A real teacher speaks out

bookcover.jpgThe "Pine Room" is in the basement of the building where my technology office is located. A few high school teachers still choose to eat lunch there, in that dark, badly-furnished dump that was once the teachers' smoking lounge. What the Pine Room lacks in ambiance, however, it more than makes up for in conversation. This is where the important political and educational issues of the day are soundly discussed and debated by long-time teachers who care deeply about kids and school. Dennis Fermoyle would feel right at home there.

Fermoyle, a 30+ year veteran high school teacher and coach, sent me his new book In the Trenches: A Teacher's Defense of Public Education, and I took the time to read it yesterday afternoon. I'm glad I did. His voice, speaking for the practicing classroom teacher, is one that is too seldom heard in the debates about public education. In clear, informal language, Fermoyle pretty much "says it like it is."

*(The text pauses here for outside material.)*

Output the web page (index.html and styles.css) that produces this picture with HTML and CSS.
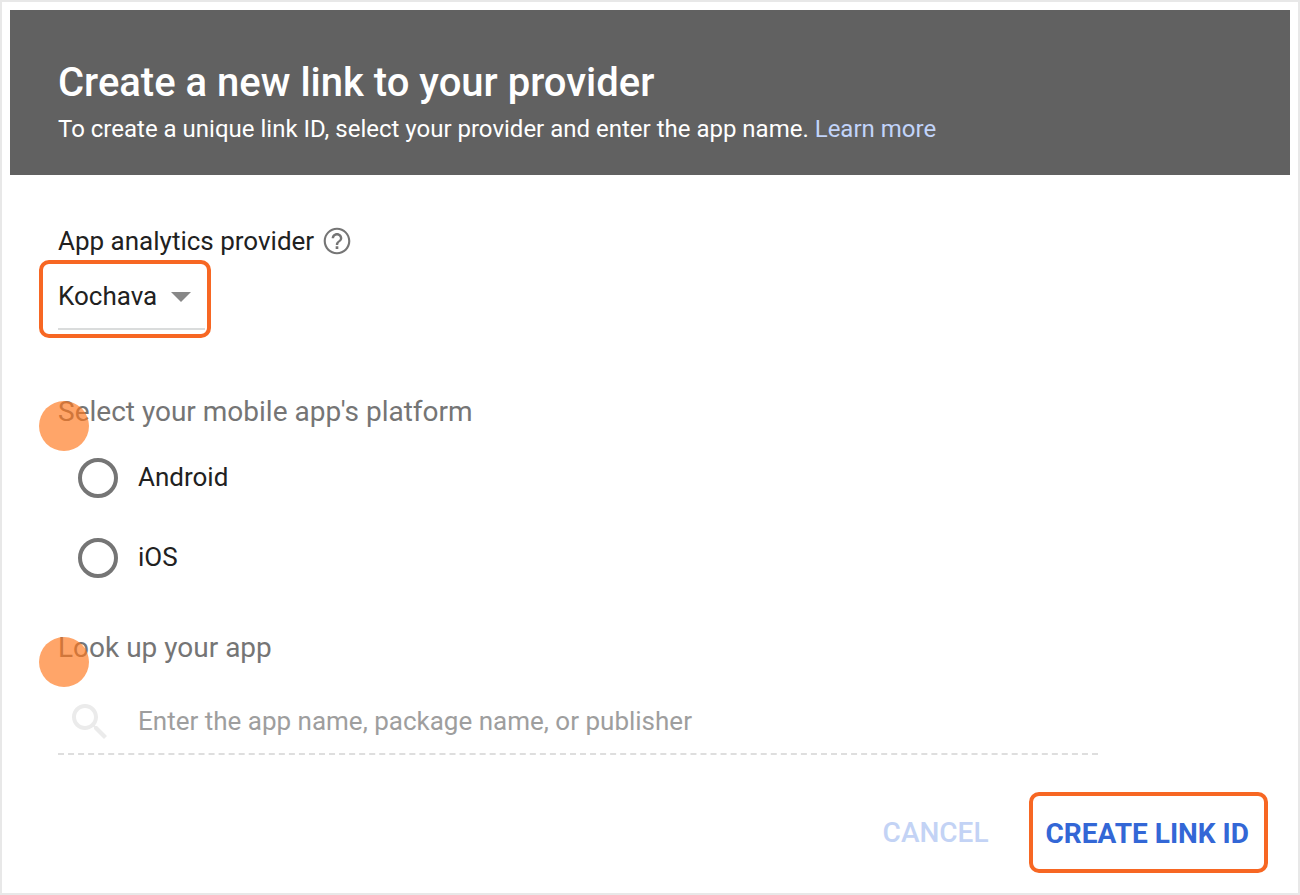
FILE: index.html
```html
<!DOCTYPE html>
<html lang="en">
<head>
<meta charset="utf-8">
<meta name="viewport" content="width=device-width, initial-scale=1">
<title>Create a new link to your provider</title>
<link rel="stylesheet" href="styles.css">
</head>
<body>
<main class="dialog">
  <header class="dialog-header">
    <h1 class="title">Create a new link to your provider</h1>
    <p class="subtitle">To create a unique link ID, select your provider and enter the app name. <a class="learn-more" href="#">Learn more</a></p>
  </header>
  <form class="dialog-body">
    <div class="provider-label">
      <label for="provider">App analytics provider</label>
      <button class="help" type="button" aria-label="Help">
        <svg viewBox="0 0 24 24" width="32" height="32" aria-hidden="true"><path fill="currentColor" d="M11 18h2v-2h-2v2zm1-16C6.480 2 2 6.480 2 12s4.480 10 10 10 10-4.480 10-10S17.520 2 12 2zm0 18.400c-4.640 0-8.400-3.760-8.400-8.400S7.360 3.600 12 3.600s8.400 3.760 8.400 8.400-3.760 8.400-8.400 8.400zM12 6c-2.210 0-4 1.790-4 4h1.800c0-1.200 1-2.200 2.200-2.200s2.200 1 2.200 2.200c0 2-3.100 1.900-3.100 5h1.800c0-2.250 3.100-2.500 3.100-5 0-2.210-1.790-4-4-4z"/></svg>
      </button>
    </div>
    <div class="provider-highlight">
      <div class="select-wrap">
        <select class="provider" id="provider"><option>Kochava</option></select>
        <svg class="caret" viewBox="0 0 20 10" width="20" height="10" aria-hidden="true"><path d="M0 0h20L10 10z"/></svg>
      </div>
    </div>
    <fieldset class="platforms">
      <legend class="section-title step">Select your mobile app's platform</legend>
      <label class="option"><input class="radio" type="radio" name="platform"><span class="option-text">Android</span></label>
      <label class="option"><input class="radio" type="radio" name="platform"><span class="option-text">iOS</span></label>
    </fieldset>
    <section class="lookup">
      <label class="section-title step" for="app">Look up your app</label>
      <div class="search">
        <svg class="search-icon" viewBox="0 0 24 24" width="48" height="48" aria-hidden="true"><path fill="currentColor" d="M15.500 14h-.79l-.28-.27C15.410 12.590 16 11.110 16 9.500 16 5.910 13.090 3 9.500 3S3 5.910 3 9.500 5.910 16 9.500 16c1.610 0 3.090-.59 4.230-1.570l.27.28v.79l5 4.990L20.490 19l-4.990-5zm-6 0C7.010 14 5 11.990 5 9.500S7.010 5 9.500 5 14 7.010 14 9.500 11.990 14 9.500 14z"/></svg>
        <input class="search-input" id="app" type="text" placeholder="Enter the app name, package name, or publisher">
      </div>
    </section>
    <footer class="actions">
      <button class="btn cancel" type="button">CANCEL</button>
      <button class="btn create" type="button">CREATE LINK ID</button>
    </footer>
  </form>
</main>
</body>
</html>
```
FILE: styles.css
```css
* { box-sizing: border-box; }
body {
  margin: 0;
  background: #fff;
  color: #212121;
  font-family: Roboto, "Liberation Sans", sans-serif;
  font-size: 26px;
  line-height: 32px;
}
.dialog {
  min-height: 100vh;
  padding: 8px;
  border: 2px solid #e8e8e8;
}
.dialog-header {
  padding: 49px 48px 30px;
  background: #616161;
  color: #fff;
}
.title {
  margin: 0 0 6px;
  font-size: 40px;
  font-weight: 500;
  line-height: 48px;
}
.subtitle {
  margin: 0;
  font-size: 24px;
}
.learn-more {
  color: #c2d4fa;
  text-decoration: none;
}
.dialog-body { padding: 50px 22px 0 48px; }
.provider-label {
  display: flex;
  align-items: center;
  gap: 7px;
}
.help {
  display: flex;
  padding: 0;
  border: 0;
  background: none;
  color: #757575;
}
.provider-highlight {
  width: fit-content;
  margin: 3px 0 0 -19px;
  padding: 8px 2px 4px 15px;
  border: 4px solid #f76723;
  border-radius: 10px;
}
.select-wrap {
  position: relative;
  border-bottom: 2px solid #dadcdc;
}
.provider {
  display: block;
  width: 100%;
  height: 56px;
  padding: 0 47px 8px 0;
  border: 0;
  appearance: none;
  background: none;
  color: inherit;
  font: inherit;
}
.caret {
  position: absolute;
  top: 20px;
  right: 14px;
  fill: #888;
  pointer-events: none;
}
.platforms {
  margin: 56px 0 0;
  padding: 0;
  border: 0;
}
.section-title {
  display: block;
  padding: 0;
  color: #757575;
  font-size: 28px;
  line-height: 36px;
}
.step { position: relative; }
.step::after {
  content: "";
  position: absolute;
  top: 7px;
  left: -19px;
  width: 50px;
  height: 50px;
  border-radius: 50%;
  background: rgba(255, 118, 28, .66);
}
.option {
  display: flex;
  align-items: center;
  gap: 20px;
  width: fit-content;
  margin: 28px 0 40px 20px;
}
.option + .option { margin-bottom: 0; }
.option-text { padding-bottom: 2px; }
.radio {
  width: 40px;
  height: 40px;
  margin: 0;
  border: 4px solid #757575;
  border-radius: 50%;
  appearance: none;
}
.radio:checked { background: radial-gradient(#757575 50%, #fff 55%); }
.lookup {
  max-width: 1040px;
  margin-top: 52px;
}
.search {
  display: flex;
  align-items: center;
  gap: 24px;
  padding: 32px 0 7px 8px;
  border-bottom: 2px dashed #dedede;
}
.search-icon {
  flex: none;
  color: #ebebeb;
}
.search-input {
  flex: 1;
  min-width: 0;
  padding: 0 0 2px;
  border: 0;
  background: none;
  color: inherit;
  font: inherit;
}
.search-input::placeholder {
  color: #9e9e9e;
  opacity: 1;
}
.actions {
  display: flex;
  justify-content: flex-end;
  align-items: center;
  gap: 40px;
  padding-top: 37px;
}
.btn {
  padding: 0;
  border: 0;
  background: none;
  font: 500 28px/36px Roboto, "Liberation Sans", sans-serif;
}
.cancel { color: #c3d3f5; }
.create {
  padding: 20px 15px 17px 13px;
  border: 4px solid #f76723;
  border-radius: 10px;
  color: #3367d6;
  font-weight: 700;
}
```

Students perform poorly not because schools don't care about them but, in the great majority of cases, because students don't care themselves.

Many of us who work in public education might fall over in a faint if our critics ever showed that they recognized how important parenting is to the effectiveness of schools. Our society needs to understand that, no matter how good a school is, it needs competent parents as partners in oder to give a child the best chance to get the education he or she deserves.

...the important thing is how the student who is said to have a disability approaches his education. Once again, the key is usually the attitude of the parents. If the parents view the disability as an obstacle to be overcome rather than as an excuse  to be used when convenient, and if they assume the school has the best interest of the student at heart, the chance that the student will make a good effort and be successful are high.

My biggest concern for homeschooling, as far as motivated students are concerned, is not what they are missing out on, but what our schools are missing out on by not having them with us. We need those kids!

Fermoyle's sympathies are with the students who are negatively impacted by the students who are disruptive and apathetic.  One change he proposes (and I agree with) is that education should be treated as an opportunity rather than a right.

Our public schools would be safer places and test scores would soar if, rather than saying to students, "You have the right to an education." we said, "We will give you the opportunity to gain an education, but you will be required to make an honest effort and to follow some reasonable rules so we can make that happen." 

If you are a consultant, a supervisor or a parent/citizen/legislator who is truly concerned about the effectiveness of our public schools, you should read this book as an antidote to every goofy ivory tower educational change theory currently floating about. If you are a classroom teacher, you should read this book and lobby for the fundamental changes Fermoyle suggests.

I'm leaving my copy as a gift to those dedicated teachers in the Pine Room.